- _The problem_
Each line below must be set down exactly; omit any image you find.

- _Information shown_
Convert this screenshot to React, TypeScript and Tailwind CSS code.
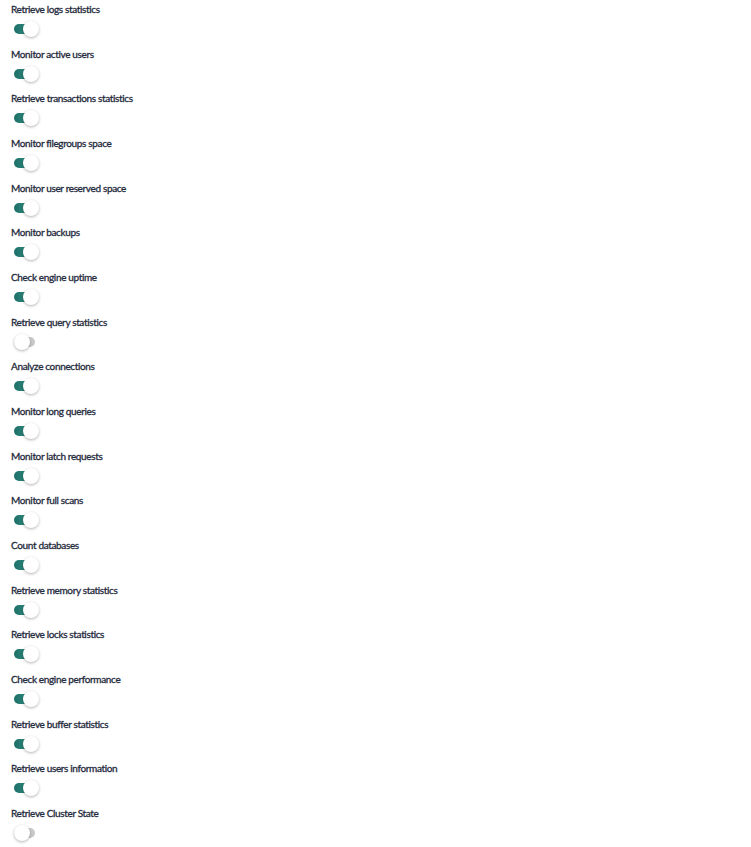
import React from 'react'

const items: { label: string; on: boolean }[] = [
  { label: 'Retrieve logs statistics', on: true },
  { label: 'Monitor active users', on: true },
  { label: 'Retrieve transactions statistics', on: true },
  { label: 'Monitor filegroups space', on: true },
  { label: 'Monitor user reserved space', on: true },
  { label: 'Monitor backups', on: true },
  { label: 'Check engine uptime', on: true },
  { label: 'Retrieve query statistics', on: false },
  { label: 'Analyze connections', on: true },
  { label: 'Monitor long queries', on: true },
  { label: 'Monitor latch requests', on: true },
  { label: 'Monitor full scans', on: true },
  { label: 'Count databases', on: true },
  { label: 'Retrieve memory statistics', on: true },
  { label: 'Retrieve locks statistics', on: true },
  { label: 'Check engine performance', on: true },
  { label: 'Retrieve buffer statistics', on: true },
  { label: 'Retrieve users information', on: true },
  { label: 'Retrieve Cluster State', on: false },
]

const Toggle = ({ on }: { on: boolean }) => (
  <div className="relative w-[26px] h-4 flex items-center">
    <div
      className={
        on
          ? 'w-[21px] h-[10px] rounded-full bg-gradient-to-r from-[#1d6f67] to-[#3a9a8d]'
          : 'w-[21px] h-[10px] rounded-full bg-[#c9c9c9]'
      }
    />
    <div
      className={
        on
          ? 'absolute left-[9px] top-0 w-4 h-4 rounded-full bg-white shadow-[0_1px_3px_rgba(0,0,0,0.3)]'
          : 'absolute left-0 top-0 w-4 h-4 rounded-full bg-white shadow-[0_1px_3px_rgba(0,0,0,0.3)]'
      }
    />
  </div>
)

const App = () => {
  return (
    <div className="min-h-screen bg-white px-[14px] pt-px" style={{ fontFamily: 'Lato, sans-serif' }}>
      {items.map((it) => (
        <div key={it.label} className="h-[44.67px]">
          <div className="h-4 leading-4 text-[10px] font-normal tracking-[-0.35px] text-[#1f2a3c] -ml-[3px] [-webkit-text-stroke:0.3px_#1f2a3c]">
            {it.label}
          </div>
          <div className="mt-1">
            <Toggle on={it.on} />
          </div>
        </div>
      ))}
    </div>
  )
}

export default App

- _Finished answer_
Convert this screenshot to React, TypeScript and Tailwind CSS code.
import React from 'react'

const items: { label: string; on: boolean }[] = [
  { label: 'Retrieve logs statistics', on: true },
  { label: 'Monitor active users', on: true },
  { label: 'Retrieve transactions statistics', on: true },
  { label: 'Monitor filegroups space', on: true },
  { label: 'Monitor user reserved space', on: true },
  { label: 'Monitor backups', on: true },
  { label: 'Check engine uptime', on: true },
  { label: 'Retrieve query statistics', on: false },
  { label: 'Analyze connections', on: true },
  { label: 'Monitor long queries', on: true },
  { label: 'Monitor latch requests', on: true },
  { label: 'Monitor full scans', on: true },
  { label: 'Count databases', on: true },
  { label: 'Retrieve memory statistics', on: true },
  { label: 'Retrieve locks statistics', on: true },
  { label: 'Check engine performance', on: true },
  { label: 'Retrieve buffer statistics', on: true },
  { label: 'Retrieve users information', on: true },
  { label: 'Retrieve Cluster State', on: false },
]

const Toggle = ({ on }: { on: boolean }) => (
  <div className="relative w-[26px] h-4 flex items-center">
    <div
      className={
        on
          ? 'w-[21px] h-[10px] rounded-full bg-gradient-to-r from-[#1d6f67] to-[#3a9a8d]'
          : 'w-[21px] h-[10px] rounded-full bg-[#c9c9c9]'
      }
    />
    <div
      className={
        on
          ? 'absolute left-[9px] top-0 w-4 h-4 rounded-full bg-white shadow-[0_1px_3px_rgba(0,0,0,0.3)]'
          : 'absolute left-0 top-0 w-4 h-4 rounded-full bg-white shadow-[0_1px_3px_rgba(0,0,0,0.3)]'
      }
    />
  </div>
)

const App = () => {
  return (
    <div className="min-h-screen bg-white px-[14px] pt-px" style={{ fontFamily: 'Lato, sans-serif' }}>
      {items.map((it) => (
        <div key={it.label} className="h-[44.67px]">
          <div className="h-4 leading-4 text-[10px] font-normal tracking-[-0.35px] text-[#1f2a3c] -ml-[3px] [-webkit-text-stroke:0.3px_#1f2a3c]">
            {it.label}
          </div>
          <div className="mt-1">
            <Toggle on={it.on} />
          </div>
        </div>
      ))}
    </div>
  )
}

export default App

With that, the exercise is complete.